Partner, Orrick, Herrington & Sutcliffe LLP
Andy excels at solving complex problems for his clients using a variety of effective strategies. As former Chief Deputy Attorney General for the State of Wisconsin, Andy Cook has extensive experience representing businesses before state Attorneys General involving investigations and lawsuits. His strong relationships with Attorneys General and their senior staff frequently facilitate the successful resolution of client issues through diplomacy and negotiations. When litigation becomes necessary, Andy effectively advocates for clients throughout the litigation process.
Andy combines his legal expertise in numerous areas of law covered by state Attorneys General, an understanding of how state AG offices operate, and vast knowledge of legal and regulatory issues facing his clients. This substantive and comprehensive legal approach is crucial to effectively representing clients before state Attorneys General. Andy also has substantial experience drafting and enacting complex civil liability reforms before state legislatures to successfully address client goals.
Andy’s main practice focuses on advising Fortune 500 companies before state Attorneys General in the areas of antitrust, consumer protection, False Claims Act, environmental law, and cybersecurity and data privacy. Andy, in collaboration with a team of attorneys, successfully navigated a client through antitrust regulatory review by state Attorneys General in one of the nation’s largest mergers of two major telecommunication companies. Andy also worked with a team of lawyers representing a large corporation involving the multistate opioids litigation brought by state Attorneys General.
Andy gained valuable experience serving as Deputy Attorney General for the State of Wisconsin where he was the second in command of the 700-plus state agency. In his role as Chief Deputy Attorney General, Andy oversaw the day-to-day operations at the Wisconsin Department of Justice (DOJ); directed the State’s litigation strategy; negotiated, reviewed, and approved all settlements; drafted and reviewed attorney general opinions; managed the agency’s budget; oversaw civil and criminal investigations handled by DOJ; and managed DOJ’s legislative agenda.
Andy played college hockey and remains active by running, cross country skiing, and playing golf. On the weekends, Andy and his wife enjoy watching their kids’ sporting events, including soccer, baseball, gymnastics, and track. In his rare spare time, Andy reads history books.
Founder, President, and General Counsel, Wisconsin Institute for Law & Liberty
Rick Esenberg is the founder and current President and General Counsel of the Wisconsin Institute for Law & Liberty, a rapidly expanding law and policy organization headquartered in Milwaukee. Under Rick’s leadership, WILL has grown into one of the more active state-based think tanks and litigation centers in the country. Rick is a frequent litigator in state and federal courts and nationally recognized scholar and commentator on constitutional law, particularly the First Amendment’s guarantees of freedom of speech and religion. He is one of the leading experts on the Wisconsin Constitution and a frequent advocate before the Wisconsin Supreme Court. Rick’s work seeks to advance the rule of law and individual liberty, formed by a robust civil society that forms individual and community character, preserving the wisdom of the past and an openness to the future.

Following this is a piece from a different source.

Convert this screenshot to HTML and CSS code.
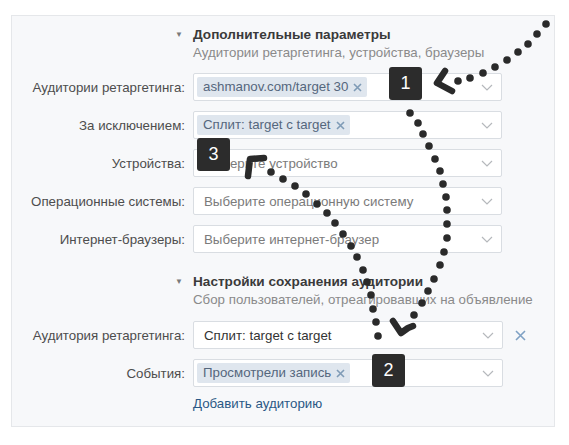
FILE: index.html
```html
<!DOCTYPE html>
<html lang="ru">
<head>
<meta charset="utf-8">
<link rel="stylesheet" href="styles.css">
</head>
<body>
<div class="page">
  <div class="panel">
    <div class="grid">
      <div class="tri">▼</div>
      <div class="head">
        <div class="title">Дополнительные параметры</div>
        <div class="sub">Аудитории ретаргетинга, устройства, браузеры</div>
      </div>

      <div class="label">Аудитории ретаргетинга:</div>
      <div class="input"><span class="tag">ashmanov.com/target 30<svg class="tx" width="9" height="9" viewBox="0 0 9 9"><path d="M1 1L8 8M8 1L1 8"/></svg></span><svg class="chev" width="12" height="7" viewBox="0 0 12 7"><path d="M1 1L6 6L11 1"/></svg></div>
      <div></div>

      <div class="label">За исключением:</div>
      <div class="input"><span class="tag">Сплит: target с target<svg class="tx" width="9" height="9" viewBox="0 0 9 9"><path d="M1 1L8 8M8 1L1 8"/></svg></span><svg class="chev" width="12" height="7" viewBox="0 0 12 7"><path d="M1 1L6 6L11 1"/></svg></div>
      <div></div>

      <div class="label">Устройства:</div>
      <div class="input"><span class="ph">Выберите устройство</span><svg class="chev" width="12" height="7" viewBox="0 0 12 7"><path d="M1 1L6 6L11 1"/></svg></div>
      <div></div>

      <div class="label">Операционные системы:</div>
      <div class="input"><span class="ph">Выберите операционную систему</span><svg class="chev" width="12" height="7" viewBox="0 0 12 7"><path d="M1 1L6 6L11 1"/></svg></div>
      <div></div>

      <div class="label">Интернет-браузеры:</div>
      <div class="input"><span class="ph">Выберите интернет-браузер</span><svg class="chev" width="12" height="7" viewBox="0 0 12 7"><path d="M1 1L6 6L11 1"/></svg></div>
      <div></div>

      <div class="tri tri2">▼</div>
      <div class="head head2">
        <div class="title">Настройки сохранения аудитории</div>
        <div class="sub">Сбор пользователей, отреагировавших на объявление</div>
      </div>

      <div class="label">Аудитория ретаргетинга:</div>
      <div class="input wide"><span class="val">Сплит: target с target</span><svg class="chev" width="12" height="7" viewBox="0 0 12 7"><path d="M1 1L6 6L11 1"/></svg></div>
      <div class="rm"><svg width="11" height="11" viewBox="0 0 11 11"><path d="M1 1L10 10M10 1L1 10"/></svg></div>

      <div class="label">События:</div>
      <div class="input wide"><span class="tag">Просмотрели запись<svg class="tx" width="9" height="9" viewBox="0 0 9 9"><path d="M1 1L8 8M8 1L1 8"/></svg></span><svg class="chev" width="12" height="7" viewBox="0 0 12 7"><path d="M1 1L6 6L11 1"/></svg></div>
      <div></div>

      <div></div>
      <div class="link">Добавить аудиторию</div>
      <div></div>
    </div>
  </div>

  <div class="badge b1">1</div>
  <div class="badge b2">2</div>
  <div class="badge b3">3</div>

  <svg class="doodle" width="569" height="445" viewBox="0 0 569 445">
    <g fill="#2a2a2a">
      <circle cx="546" cy="24" r="3.8"/>
      <circle cx="537" cy="34" r="3.8"/>
      <circle cx="528" cy="44" r="3.8"/>
      <circle cx="518" cy="52" r="3.8"/>
      <circle cx="507" cy="60" r="3.8"/>
      <circle cx="495" cy="67" r="3.8"/>
      <circle cx="483" cy="73" r="3.8"/>
      <circle cx="470" cy="78" r="3.8"/>
      <circle cx="458" cy="81" r="3.8"/>

      <circle cx="410" cy="113" r="3.8"/>
      <circle cx="418" cy="123" r="3.8"/>
      <circle cx="423" cy="134" r="3.8"/>
      <circle cx="429" cy="146" r="3.8"/>
      <circle cx="435" cy="159" r="3.8"/>
      <circle cx="440" cy="171" r="3.8"/>
      <circle cx="443" cy="184" r="3.8"/>
      <circle cx="446" cy="197" r="3.8"/>
      <circle cx="447" cy="210" r="3.8"/>
      <circle cx="447" cy="224" r="3.8"/>
      <circle cx="447" cy="238" r="3.8"/>
      <circle cx="444" cy="252" r="3.8"/>
      <circle cx="440" cy="265" r="3.8"/>
      <circle cx="434" cy="279" r="3.8"/>
      <circle cx="428" cy="291" r="3.8"/>
      <circle cx="422" cy="303" r="3.8"/>
      <circle cx="414" cy="315" r="3.8"/>

      <circle cx="271" cy="172" r="3.8"/>
      <circle cx="283" cy="179" r="3.8"/>
      <circle cx="295" cy="186" r="3.8"/>
      <circle cx="306" cy="194" r="3.8"/>
      <circle cx="317" cy="204" r="3.8"/>
      <circle cx="327" cy="213" r="3.8"/>
      <circle cx="335" cy="223" r="3.8"/>
      <circle cx="343" cy="234" r="3.8"/>
      <circle cx="351" cy="246" r="3.8"/>
      <circle cx="357" cy="257" r="3.8"/>
      <circle cx="363" cy="270" r="3.8"/>
      <circle cx="367" cy="282" r="3.8"/>
      <circle cx="371" cy="295" r="3.8"/>
      <circle cx="373" cy="309" r="3.8"/>
      <circle cx="376" cy="322" r="3.8"/>
      <circle cx="378" cy="336" r="3.8"/>
    </g>
    <g fill="none" stroke="#2a2a2a" stroke-linecap="round" stroke-linejoin="round" stroke-width="6.5">
      <polyline points="445,71 437,83 452,91"/>
      <polyline points="248,176 250,159 264,158"/>
      <polyline points="393,321 401,333 408,328 413,326"/>
    </g>
  </svg>
</div>
</body>
</html>
```

FILE: styles.css
```css
html, body {
  margin: 0;
  padding: 0;
  background: #ffffff;
}
body {
  font-family: "Liberation Sans", Arial, sans-serif;
  font-size: 13.3px;
  color: #4a4a4a;
}
.page {
  position: relative;
  width: 569px;
  height: 445px;
  overflow: hidden;
}
.panel {
  position: absolute;
  left: 11px;
  top: 15px;
  width: 542px;
  height: 410px;
  background: #f7f8fa;
  border: 1px solid #e5e7ea;
}
.grid {
  display: grid;
  grid-template-columns: 173px 309px 30px;
  column-gap: 8px;
  row-gap: 10px;
  padding-top: 10px;
  align-items: center;
}
.tri {
  align-self: start;
  text-align: right;
  font-size: 8px;
  line-height: 18px;
  color: #7a7a7a;
  padding-right: 2px;
}
.head {
  grid-column: 2 / span 2;
  margin-bottom: 1px;
}
.head2 {
  margin-top: 10px;
  margin-bottom: 2px;
}
.tri2 {
  margin-top: 10px;
}
.title {
  font-weight: bold;
  font-size: 13.6px;
  line-height: 18px;
  color: #3a3a3a;
  white-space: nowrap;
}
.sub {
  line-height: 18px;
  color: #8a8a8a;
  white-space: nowrap;
}
.label {
  text-align: right;
  color: #4d4d4d;
  white-space: nowrap;
}
.input {
  height: 28px;
  box-sizing: border-box;
  background: #ffffff;
  border: 1px solid #d9dde2;
  border-radius: 2px;
  display: flex;
  align-items: center;
  padding-left: 3px;
  position: relative;
}
.input.wide {
  width: 310px;
}
.tag {
  background: #dfe6ee;
  color: #55677d;
  height: 20px;
  line-height: 20px;
  padding: 0 5px 0 6px;
  border-radius: 2px;
  white-space: nowrap;
  display: flex;
  align-items: center;
}
.tx {
  margin-left: 5px;
  fill: none;
  stroke: #7f9bb6;
  stroke-width: 1.6;
}
.ph {
  color: #7b7b7b;
  padding-left: 7px;
  white-space: nowrap;
}
.val {
  color: #333;
  padding-left: 7px;
  white-space: nowrap;
}
.chev {
  position: absolute;
  right: 8px;
  top: 10px;
  fill: none;
  stroke: #b5b8bc;
  stroke-width: 1.2;
}
.rm {
  padding-left: 5px;
  display: flex;
  align-items: center;
}
.rm svg {
  fill: none;
  stroke: #7fa1c4;
  stroke-width: 1.6;
}
.link {
  color: #2a5885;
  line-height: 18px;
  margin-top: -2px;
}
.badge {
  position: absolute;
  width: 33px;
  height: 33px;
  background: #2c2c2c;
  border-radius: 3px;
  color: #ffffff;
  font-size: 18px;
  line-height: 33px;
  text-align: center;
}
.b1 { left: 389px; top: 67px; }
.b2 { left: 372px; top: 354px; }
.b3 { left: 197px; top: 138px; }
.doodle {
  position: absolute;
  left: 0;
  top: 0;
}
```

Rick’s commentary has been featured in such outlets as the Wall Street Journal, National Review, Weekly Standard, Real Clear Politics, Milwaukee Journal Sentinel and Washington Examiner. Formerly on the faculty of Marquette University Law School, his scholarship has appeared in such publications as the Harvard Law Review, Harvard Journal of Law & Public Policy, Wake Forest Law Review and William & Mary Bill of Rights Journal. Back when they were a thing, he operated a blog called Shark and Shepherd where he tried to suggest something about the duality of man – “the Jungian thing.”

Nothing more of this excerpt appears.